If no configuration is provided, AngleSharp will use a default configuration. The default configuration can also be set, removing any configuration transportation requirements at all. In most scenarios using Configuration.Default makes sense. Note that the Configuration is immutable and that all extension methods for IConfiguration will never try to modify the passed object. They will always return an unmodified object, or a new object with the modifications.

Finally, AngleSharp also brings some very helpful extension methods that try to be similar to what jQuery offers in JavaScript. Using the namespace AngleSharp one can access methods like Html, Css, Attr or Text. These methods operate on a given IEnumerable<IElement> like an existing IHtmlCollection. The purpose is quite simple: To easily modify the given DOM.

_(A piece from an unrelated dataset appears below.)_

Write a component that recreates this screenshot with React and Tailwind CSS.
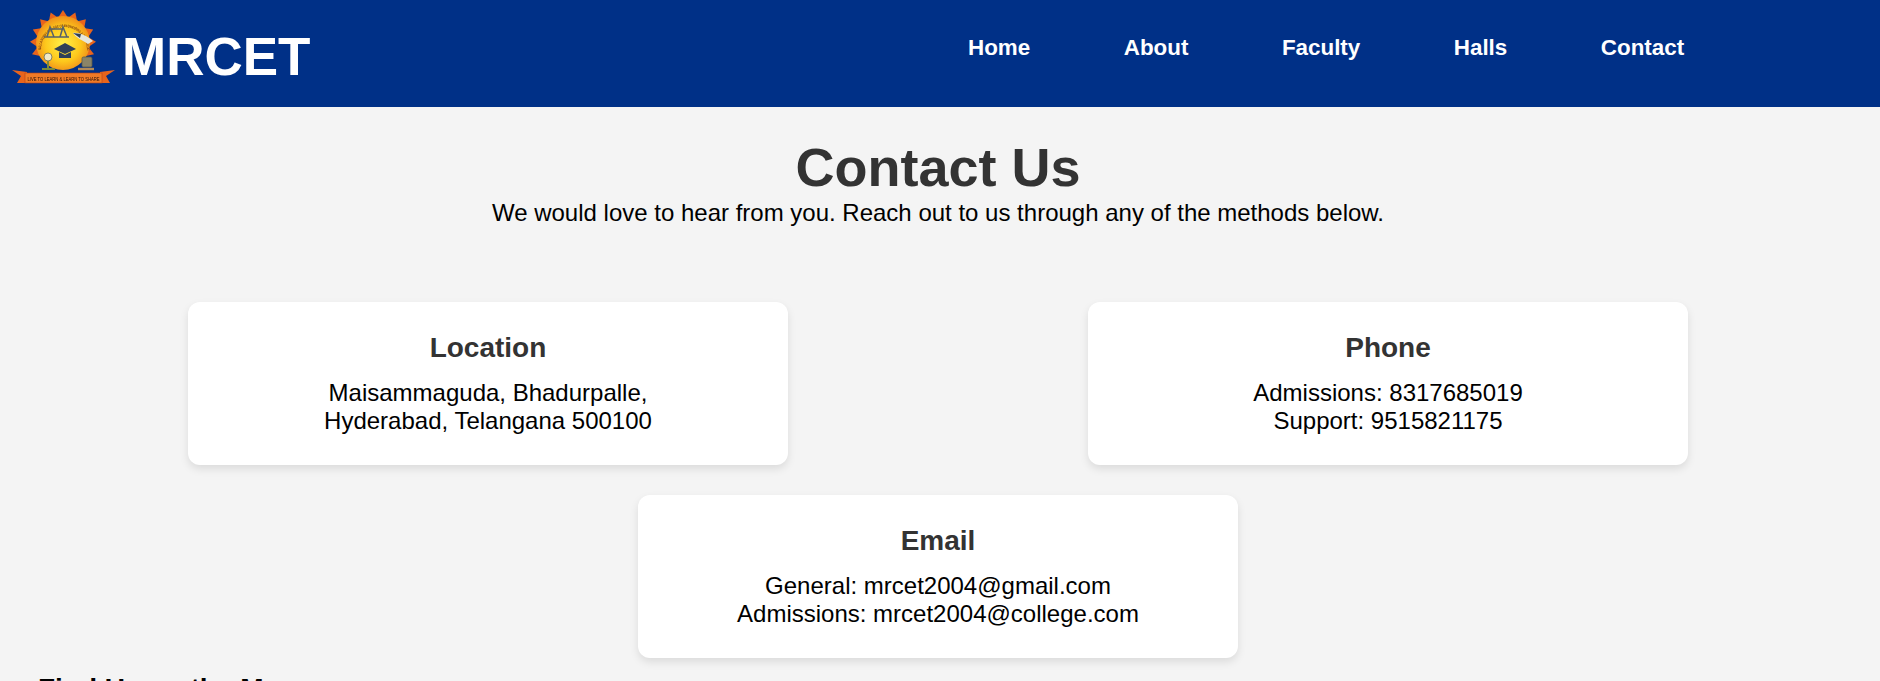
const navLinks = ['Home', 'About', 'Faculty', 'Halls', 'Contact']

const contactCards = [
  { title: 'Location', lines: ['Maisammaguda, Bhadurpalle,', 'Hyderabad, Telangana 500100'] },
  { title: 'Phone', lines: ['Admissions: 8317685019', 'Support: 9515821175'] },
  { title: 'Email', lines: ['General: mrcet2004@gmail.com', 'Admissions: mrcet2004@college.com'] },
]

const spikes = [-110, -88, -66, -44, -22, 0, 22, 44, 66, 88, 110]

function Logo() {
  return (
    <svg width="106" height="76" viewBox="0 0 106 76" className="shrink-0 blur-[0.4px]">
      <defs>
        <radialGradient id="sun" cx="50%" cy="52%" r="52%">
          <stop offset="0%" stopColor="#fff04a" />
          <stop offset="62%" stopColor="#fdc81c" />
          <stop offset="100%" stopColor="#f0901a" />
        </radialGradient>
        <path id="ring" d="M31 40 A23 23 0 1 1 77 40" />
      </defs>
      {spikes.map((a) => (
        <polygon key={a} points="48.5,7 57.5,7 53,0" fill="#e8641c" transform={`rotate(${a} 53 33)`} />
      ))}
      <circle cx="53" cy="33" r="27" fill="url(#sun)" />
      <text fontSize="3.8" fontWeight="700" fill="#7a3a10" className="font-['Liberation_Sans',sans-serif]">
        <textPath href="#ring" textLength="74" lengthAdjust="spacingAndGlyphs">MALLA REDDY COLLEGE OF ENGINEERING &amp; TECHNOLOGY</textPath>
      </text>
      <path d="M37 27 L40 17 L44 27 M50 27 L53 17 L57 27 M40 19 H53 M34 27 H59" stroke="#56606a" strokeWidth="1.5" fill="none" />
      <path d="M63 23 C68 22 76 25 83 31 L78 34 C72 30 66 28 63 23 Z" fill="#e6e6dc" />
      <path d="M63 23 L71 24 L70 28 Z" fill="#2f4058" />
      <path d="M44 39 L55 33 L66 39 L55 44 Z" fill="#2f4058" />
      <path d="M49 42 V48 H61 V42 L55 45 Z" fill="#2f4058" />
      <circle cx="38" cy="47" r="4" fill="#efe9c8" stroke="#6a6a50" strokeWidth="0.8" />
      <path d="M38 51 V58 M32 59 H45" stroke="#7a8a3a" strokeWidth="2" />
      <rect x="72" y="47" width="10" height="10" rx="1.5" fill="#8a8468" stroke="#5a5a4a" strokeWidth="0.8" />
      <path d="M68 59 H84" stroke="#b08a5a" strokeWidth="2.4" />
      <polygon points="2,60 17,62 17,73 7,73 11,66" fill="#e8641c" />
      <polygon points="105,60 90,62 90,73 100,73 96,66" fill="#e8641c" />
      <rect x="15" y="63" width="77" height="10" fill="#f07a26" stroke="#b6411a" strokeWidth="0.6" />
      <text x="53.5" y="70.5" textAnchor="middle" fontSize="6" fill="#2a1008" textLength="72" lengthAdjust="spacingAndGlyphs" className="font-['Liberation_Sans',sans-serif]">
        LIVE TO LEARN &amp; LEARN TO SHARE
      </text>
    </svg>
  )
}

export default function App() {
  return (
    <div className="h-[681px] overflow-hidden bg-[#f4f4f4] font-['Liberation_Sans',Arial,sans-serif] text-black">
      <header className="flex h-[107px] items-start bg-[#003087] pl-[10px]">
        <div className="mt-[10px]">
          <Logo />
        </div>
        <span className="ml-[6px] mt-[30px] w-[190px] text-[53px] font-bold leading-[53px] text-white">MRCET</span>
        <nav className="ml-[656px] mt-[34px] flex gap-[93.5px]">
          {navLinks.map((link) => (
            <a key={link} href="#" className="text-[22.4px] font-bold leading-[28px] text-white">
              {link}
            </a>
          ))}
        </nav>
      </header>

      <main className="w-[1876px]">
        <section className="pt-[29px] text-center">
          <h1 className="text-[54px] font-bold leading-[62px] text-[#333]">Contact Us</h1>
          <p className="mt-[1px] text-[24px] leading-[28px]">We would love to hear from you. Reach out to us through any of the methods below.</p>
        </section>

        <section className="mt-[75px] flex flex-wrap justify-center gap-x-[300px] gap-y-[30px]">
          {contactCards.map((card) => (
            <div key={card.title} className="h-[163px] w-[600px] rounded-[12px] bg-white pt-[30px] text-center shadow-[0_4px_8px_rgba(0,0,0,0.1)]">
              <h3 className="mb-[15px] text-[28px] font-bold leading-[32px] text-[#333]">{card.title}</h3>
              {card.lines.map((line) => (
                <p key={line} className="text-[24px] leading-[28px]">{line}</p>
              ))}
            </div>
          ))}
        </section>

        <h2 className="mt-[15px] pl-[38px] text-[28px] font-bold leading-[32px]">Find Us on the Map</h2>
      </main>
    </div>
  )
}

// using AngleSharp.Html.Parser;
// using AngleSharp.Dom;
// using AngleSharp;

//Create a new browsing context for hosting the document
IBrowsingContext context = Browsing.New(Configuration.Default);

//Generate HTML DOM for the following source code
IDocument document = await context.OpenAsync(req => req.Content("<ul><li>First element<li>Second element<li>third<li class=bla>Last"));

//Get all li elements and set the test attribute to the value test; elements still contains all li elements
IHtmlCollection<IElement> elements = document.QuerySelectorAll("li").Attr("test", "test");

It should be noted that applying Text or Html will have consequences for the DOM. For example, if we apply it to a list of several elements, where some elements of the list contain other elements of the same list, the resulting list will still contain all those elements; however, the document will not.

The reason for this behavior is quite simple: Applying e.g. Html will remove all children of a node and append new children, which have been obtained by parsing the given source. Similarly Text will remove all children and append an IText node with the given textual content.